Il cardinal Gualtieri Bassetti è stato oggi nominato da Papa Francesco presidente della Conferenza episcopale italiana. Il suo motto “In Caritate fundati”. Il nostro collaboratore Giampaolo Cerri ricorda una sua visita improvvisa al carcere di Pianosa

di Giampaolo Cerri

Era un maestro grande, don Gualtiero Bassetti, un educatore vigoroso, di quelli che infondevano forza e coraggio ai giovani preti del Seminario maggiore di Firenze, di cui era rettore. Lo dicevano i molti suoi ex-allievi, che lo ricordavano sempre con affetto.
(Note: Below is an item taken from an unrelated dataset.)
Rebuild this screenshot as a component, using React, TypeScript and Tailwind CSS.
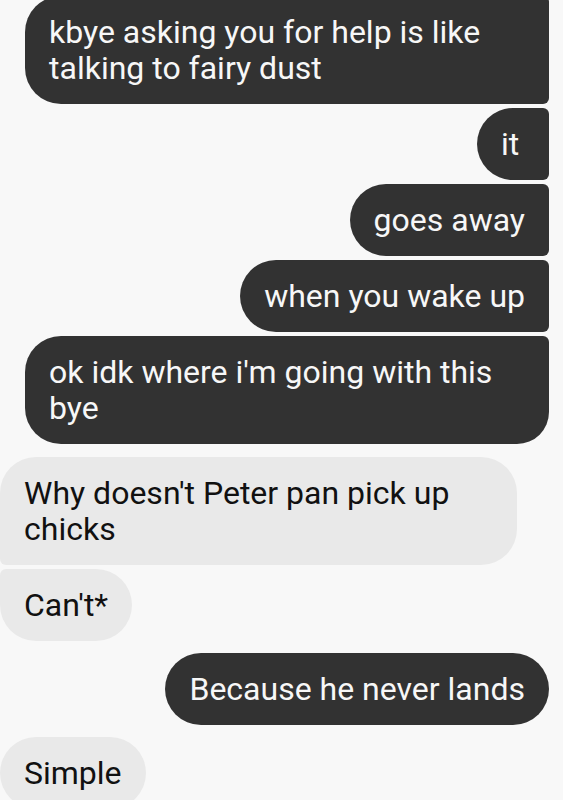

A dargli però quel tratto di pastore, che tutti oggi gli riconoscono, anche nei vari commenti che accompagnano la sua nomina a presidente della CEI, fu senza dubbio l'essersi trovato a tu per tu con la realtà del carcere. Una storia che lui stesso raccontò a Vita, nel novembre del 1995.
Da poco nominato vescovo di Massa Marittima, delizioso borgo medievale che guarda il Golfo di Follonica e un superbo pezzo di Maremma, Bassetti scoprì di avere nella sua piccola diocesi ben due carceri su altrettante isole. Uno, quello di Porto Azzurro, all'Isola d'Elba, teatro di rivolte anche sanguinose come quella di Mario Tuti, e un altro, più lontano, quello di Pianosa.
Se però nel primo, grande penitenziario dell'Elba c'era un cappellano, in quello, più lontano di Pianosa questa figura non c'era, anche perché il carcere era stato trasformato in una prigione di massima sicurezza dopo le stragi del 1993, e c'erano stati trasferiti, in fretta e furia, un bel po' di mafiosi di Cosa Nostra, inaugurandovi il regime carcerario durissimo, 41 bis.
Il vescovo un giorno prese il traghetto da Piombino, raggiunse l'isoletta piatta e verdissima, e si fece accompagnare nei vari bracci. “Che impressione, caro Giampaolo. Ho parlato con le persone attraverso gli spioncini di dieci centrimetri per dieci”, mi disse al telefono quando lo intervistai. Vita era nata da un anno e al vicedirettore Giampaolo Roidi, quella proposta del vescovo dei carcerati piacque subito. Non ricordo da chi ne avessi avuto notizia, con don Gualtiero, c'erano molte amicizie in comune, inclusa quella di un suo compagno di seminario, don Silvano Seghi.
Proporgli di raccontare a un giornale laico quella sua singolarissima pastorale coi carcerati non era per i tempi scontato ma non fu difficile. Bassetti era ed è un uomo semplice. Raccontò il suo turbamento di uomo, dinnanzi alla cruda realtà del carcere, di porte che si richiudono alle tue spalle, prima ancora che altre si aprano, dinnanzi all'angustia degli spazi. Raccontò la sua commozione di fronte alla chiara conversione di alcuni e alla disponibilità al dialogo di altri, e parlò del suo rincrescimento rispetto alla chiusura sdegnata di altri ancora.
Nel racconto entrò anche il caso di un giovane, condannato a una pena lunghissima, che dietro le sbarre aveva ritrovato se stesso e la fede. E che nell'amicizia con quel prete di mezza età aveva trovato una possibilità di dialogo profondo. Giovane ammalato di Aids, che però sarebbe morto di lì a pochi mesi.
Dopo poche settimane dall'uscita dell'articolo, una pagina intera sul bel formato tabloid dell'allora settimanale, arrivò a casa, una lettera del vescovo, affettuosissima, di ringraziamento per come avevo saputo narrare quella sua storia delicata. Prometteva preghiere per me e per la mia famiglia. Incorniciai quella lettera che mi avrebbe accompagnato in tanti traslochi. Lo stemma episcopale che ne costrituiva l'intestazione, quello di Bassetti appunto, recitava: “In Caritate fundati”. Rafforzati nella Carità. Ed era vero.